Oggi la politica può e deve, innanzitutto: semplificare il contesto burocratico, alleggerire il carico fiscale e dedicare in modo selettivo le risorse, ad ogni livello, alla costruzione di filiere eccellenti in grado di trainare il tessuto imprenditoriale. Le organizzazioni di rappresentanza devono accompagnare l’azione della politica con un costante monitoraggio dell’ambiente imprenditoriale e suscitare reti e relazioni tra imprese e stakeholder, istituzionali e non, continuando in ogni caso a fotografare di volta in volta i limiti del sistema amministrativo.

L’Italia ha oggi un livello di pressione fiscale insostenibile per le imprese (secondo il politologo Luigi Marco Bassani si tratterebbe addirittura del livello effettivo di tassazione più alto nella storia dell’umanità).  In questo scenario di “dittatura delle tasse” c’è chi propone la “resistenza fiscale” o “sciopero fiscale”, e ci sono anche consulenti e avvocati che hanno stilato dei vademecum (dall’intestazione a terzi di tutti i propri beni a soluzioni più complesse e più “raffinate”) che consenteribbero di non pagare le tasse dichiarandolo apertamente.
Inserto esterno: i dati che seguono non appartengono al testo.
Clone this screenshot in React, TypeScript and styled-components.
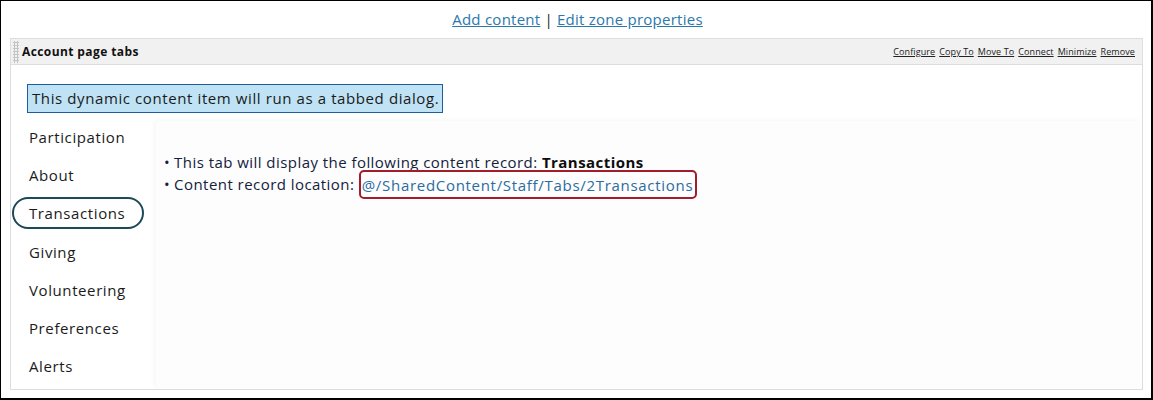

Qual è la tua opinione su queste proposte? Hanno in qualche modo un senso o sono solo l’espressione più “folkloristica” di un malcontento diffuso?

Sono reazioni comprensibili, normali e fisiologiche in un ambiente fiscalmente poco amichevole come quello italiano. Ma è chiaro che non rappresentano nessuna possibile soluzione: il problema va risolto alla radice, ossia costruendo un’azione combinata di contenimento dell’evasione fiscale e di riduzione della pressione fiscale. A ogni livello.